Seit ich 16 Jahre alt bin, bekomme ich eine kleine Rente. Weil ich im Betrieb meines Vaters einen Arbeitsunfall hatte. Ich habe mir einen Zahn einer Kreissäge durchs rechte Auge geschossen. Die Berufsgenossenschaft hat sämtliche Kosten für Krankenhausbehandlungen übernommen – weit über 100.000 D-Mark – und eine kleine Rente wegen dauerhafter Beeinträchtigung des Sehvermögens. Die bekomme ich lebenslang.

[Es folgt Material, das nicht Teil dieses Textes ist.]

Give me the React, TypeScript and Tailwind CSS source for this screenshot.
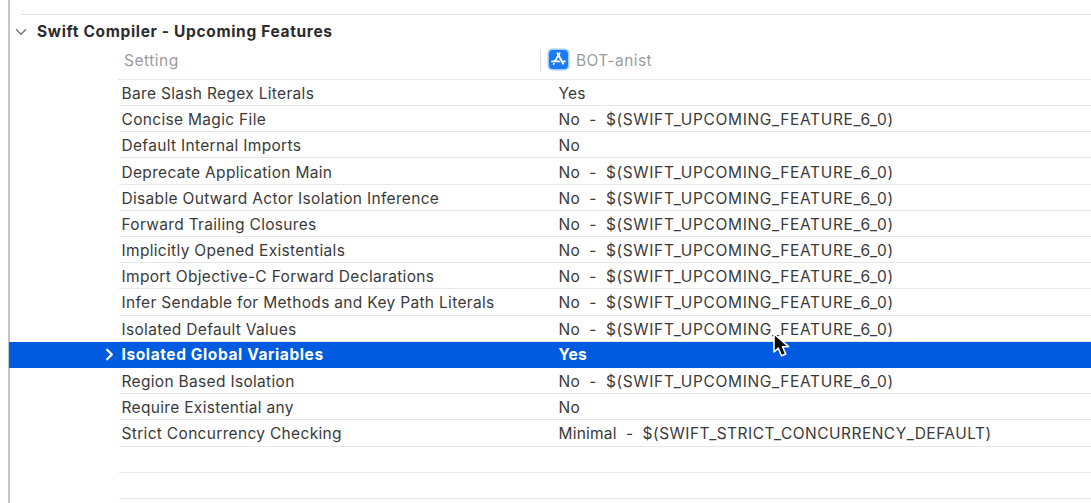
import { ChevronDown, ChevronRight } from "lucide-react";

type Setting = {
  name: string;
  value: string;
  macro?: string;
};

const UPCOMING = "$(SWIFT_UPCOMING_FEATURE_6_0)";
const STRICT = "$(SWIFT_STRICT_CONCURRENCY_DEFAULT)";

const settings: Setting[] = [
  { name: "Bare Slash Regex Literals", value: "Yes" },
  { name: "Concise Magic File", value: "No", macro: UPCOMING },
  { name: "Default Internal Imports", value: "No" },
  { name: "Deprecate Application Main", value: "No", macro: UPCOMING },
  { name: "Disable Outward Actor Isolation Inference", value: "No", macro: UPCOMING },
  { name: "Forward Trailing Closures", value: "No", macro: UPCOMING },
  { name: "Implicitly Opened Existentials", value: "No", macro: UPCOMING },
  { name: "Import Objective-C Forward Declarations", value: "No", macro: UPCOMING },
  { name: "Infer Sendable for Methods and Key Path Literals", value: "No", macro: UPCOMING },
  { name: "Isolated Default Values", value: "No", macro: UPCOMING },
  { name: "Isolated Global Variables", value: "Yes" },
  { name: "Region Based Isolation", value: "No", macro: UPCOMING },
  { name: "Require Existential any", value: "No" },
  { name: "Strict Concurrency Checking", value: "Minimal", macro: STRICT },
];

const selected = "Isolated Global Variables";

function AppIcon() {
  return (
    <svg className="h-[23px] w-[23px] shrink-0" viewBox="0 0 23 23" fill="none">
      <rect x="0.5" y="0.5" width="22" height="22" rx="5" fill="#a3cbfb" />
      <rect x="2" y="2" width="19" height="19" rx="4" fill="#1c7bf3" />
      <g stroke="#fff" strokeWidth="1.8" strokeLinecap="round">
        <path d="M10.4 5.2l5.8 10.6" />
        <path d="M12.6 5.2L8 13.2" />
        <path d="M5 13.4h7.4M15.4 13.4h2.6" />
        <path d="M6.9 15.6l-.3.5" />
      </g>
    </svg>
  );
}

function SettingRow({ name, value, macro }: Setting) {
  if (name === selected) {
    return (
      <div className="flex h-[26.2px] items-center bg-[#005be0] font-bold text-white">
        <div className="flex w-[112.5px] justify-end pr-[3px]">
          <ChevronRight className="h-[19px] w-[19px]" strokeWidth={2.8} />
        </div>
        <div className="w-[437px] pt-px tracking-[0.6px]">{name}</div>
        <div className="pt-px tracking-[0.3px]">{value}</div>
      </div>
    );
  }

  return (
    <div className="ml-[110px] flex h-[26.2px] items-center border-b border-[#e6e6e6] pt-[3px] pl-[2.5px]">
      <div className="w-[437px] tracking-[0.32px]">{name}</div>
      <div className="flex">
        <span className="tracking-[0.2px]">{value}</span>
        {macro && (
          <>
            <span className="w-[26px] text-center">-</span>
            <span className={macro === STRICT ? "tracking-[0.47px]" : "tracking-[0.65px]"}>{macro}</span>
          </>
        )}
      </div>
    </div>
  );
}

export default function App() {
  return (
    <div className="relative h-[503px] w-[1091px] overflow-hidden bg-white pl-2 font-['Inter',sans-serif] text-[15.5px] leading-5 whitespace-nowrap text-[#3a3a3a]">
      <div className="h-full border-l-2 border-[#c6c6c6]">
        <div className="ml-[11px] h-[15px] border-b border-[#e2e2e2]" />

        {/* Section title */}
        <div className="flex h-[33px] items-center pl-[2px]">
          <ChevronDown className="h-[18px] w-[18px] text-[#808080]" strokeWidth={2.3} />
          <h2 className="ml-[7px] pt-px font-bold tracking-[0.66px] text-[#2c2c2c]">Swift Compiler - Upcoming Features</h2>
        </div>

        {/* Column headings */}
        <div className="ml-[108px] flex h-[31.9px] items-center border-b border-[#e6e6e6] pl-[6px] text-[#9c9c9c]">
          <div className="w-[416px] pb-[4px] tracking-[0.5px]">Setting</div>
          <div className="mb-[5px] h-[21px] border-l border-[#dddddd]" />
          <div className="flex items-center gap-[6px] pb-[8px] pl-[6px]">
            <AppIcon />
            <span className="pt-[4px] tracking-[0.4px]">BOT-anist</span>
          </div>
        </div>

        <div className="-ml-px">
          {settings.map((setting) => (
            <SettingRow key={setting.name} {...setting} />
          ))}

          {/* Unused rows */}
          <div className="ml-[110px] h-[26.2px] border-b border-[#e6e6e6]" />
          <div className="ml-[110px] h-[26.2px] border-b border-[#e6e6e6]" />
        </div>
      </div>

      {/* Mouse pointer */}
      <svg className="absolute top-[332px] left-[772px] h-[27px] w-[19px]" viewBox="0 0 19 27">
        <path
          d="M2 2v18l4.3-3.8 3.2 7.6 4.2-1.8-3.2-7.3h6.1z"
          fill="#0a0a0a"
          stroke="#fff"
          strokeWidth="1.6"
          strokeLinejoin="round"
        />
      </svg>
    </div>
  );
}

Ob der junge Mann, der vor einigen Tagen vom Dach fiel, wenigstens auch in den Genuss einer solchen Leistung der Berufsgenossenschaft kommt, ist fraglich. Denn die Haftung ist kompliziert. Auf dem Weg in die Kantine ist man unfallversichert, auf dem Arbeitsweg selbst nicht. In der Kantine selbst oder auf der Personaltoilette nicht. Nun war der junge Mann auf einem Seminar in einer Jugendherberge. Sein Ausbildungsbetrieb hatte ihn dorthin geschickt. Nächtens wollte er über das Dach ein anderes Zimmer erreichen. Die junge Frau, die in diesem übernachtete, war ebenso Seminarteilnehmerin. Der junge Mann fiel 8 Meter in die Tiefe und musste in der Folge mehrmals operiert werden. Die Berufsgenossenschaft lehnt alle Ansprüche ab. Der Weg übers Dach zu einem nächtlichen Vergnügen ist durch die BG nicht unfallversichert. Das Landessozialgericht widerspricht. Es verweist auf gruppendynamische Prozesse und altersbedingte Unreife. Das Verhalten des Mannes sei zwar in hohem Maße vernunftwidrig. Aber es bestehe ein „innerer Zusammenhang mit der versicherten Tätigkeit.“ Auf dem Weg zur Raucherpause zum Beispiel besteht der nicht. Rauchen ist Privatvergnügen und dient nicht zur Erhaltung der Arbeitskraft. Aber fensterln schon? Bleibt die Frage, worin die jungen Leute ausgebildet werden.